Linç, yoldan çıkmış olanı işaret eder ve damgalar. Kadınları “etekli şeytan”
olarak tanımlayan bir tür zihniyet yüzünden ne çok kadın laf söz olmasın diye
çaba ve emellerini bastırdı!
Hegemonya kurma, tahakküm arzusu, klişelerin hakikatleri
örtbas etmesi gibi bir sonuç ortaya koyuyor. Bununla da terakki sağlanmıyor
tabii.
Sokağın iki yanlı bir tehdit olarak tanımlandığı
Cumhuriyet’in başlarındaki agorafobik dönemin ardından Müslüman kadınlar
kamusal alana –insiyaki olarak- kendilerini çirkinleştirerek çıkmayı bir çözüm
saymışlardı. Yeni kurallarla oluşan kamuda korunma çabası Kemalist kadınların
da eril bir duruş takınma hallerinde kendini gösteriyordu. Benzeri bir eril
maske 1980’lerin, İslamcı kadınlarının ifadelerinde de fark edilebilir.

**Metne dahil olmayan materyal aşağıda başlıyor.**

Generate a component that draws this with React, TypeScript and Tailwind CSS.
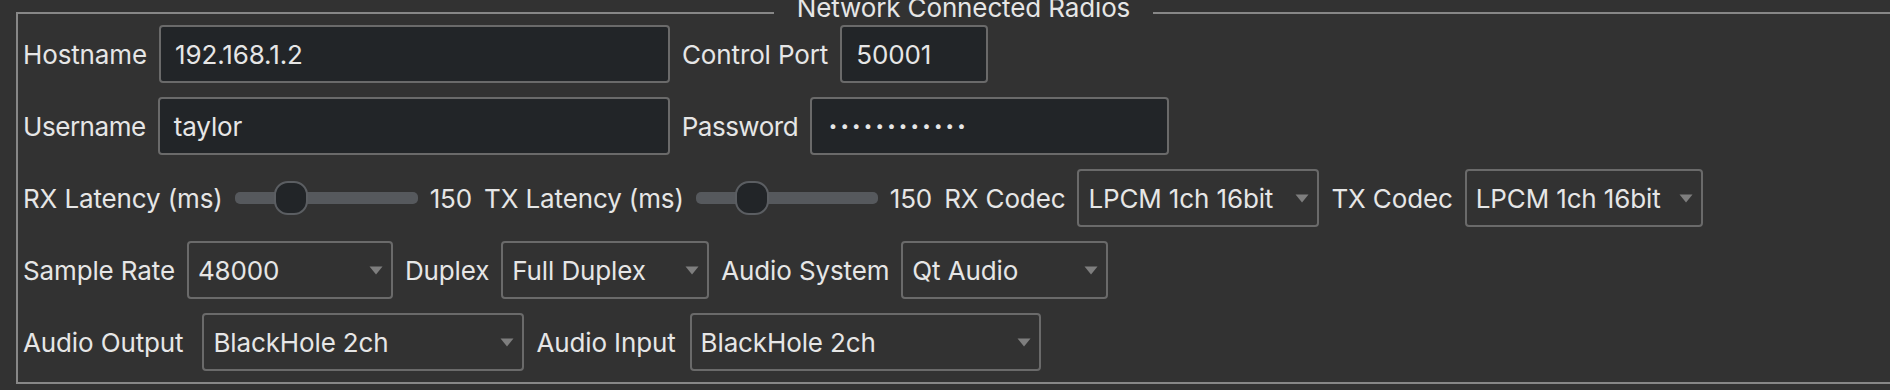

Çirkinleştirme döneminin depresyonu tüketim. Tüketim aynı
zamanda dönemimizin alâmetifarikası, her kesimde. Fakat genç kızın sosyal
medyadaki profili bir yalandan dolandan ibaretse, ayarcılarınki de berrak,
sahih değil. Profil şemalarında sinemadan, tarihten ödünç alınmış resimler
bulunuyor genellikle.
Fakat bu insanlara da yazık değil mi? Bazen inanç ve vicdan
komiseri oluyorlar bazen tesettür devriyesi. Bunun için mi geldiler dünyaya…
Muhtemelen genç yaşları; böylesine anlamdan yoksun bir hücum ağında kendi
biricikliklerine has olabilecek bütün imkan ve ihtimalleri harcamaları acıklı.
Daha kötüsü ise oluşturdukları etki ağıyla gerçek kişilerin dillerini de
etkileyip yalan dalgasına dahil etmeleri.
Daha tabii olmak, kendi adına konuşmak, kendine ait bir
fikirle meydana çıkmak niye mümkün olamıyor? Mahmut Erol Kılıç, tekke ve
zaviyelerin kapatılması nedeniyle mahrum kalınan edep dilinin altını çiziyordu
bir söyleşisinde. İçeriğini tazeleyebilmiş bir kamusal muaşeretimiz yok.
Üstelik aşina sokaklar hızla yok olurken samimi bir arayış içindeki
gençlerimizin dünyanın gidişatına özgü sorgulamaları siber sokakların karanlık
bekçilerinin şiddet dili içinde duyulmaz hale geliyor.
Orada bir şeyler değişecek oysa, orada bir şeyler henüz
oluşmakta… Rol yapmaya, zorbalığa, yalana talana değmeyecek kadar kısa hayat.
Kendi kendini kandırmaya da o kadar fırsat yok aslında.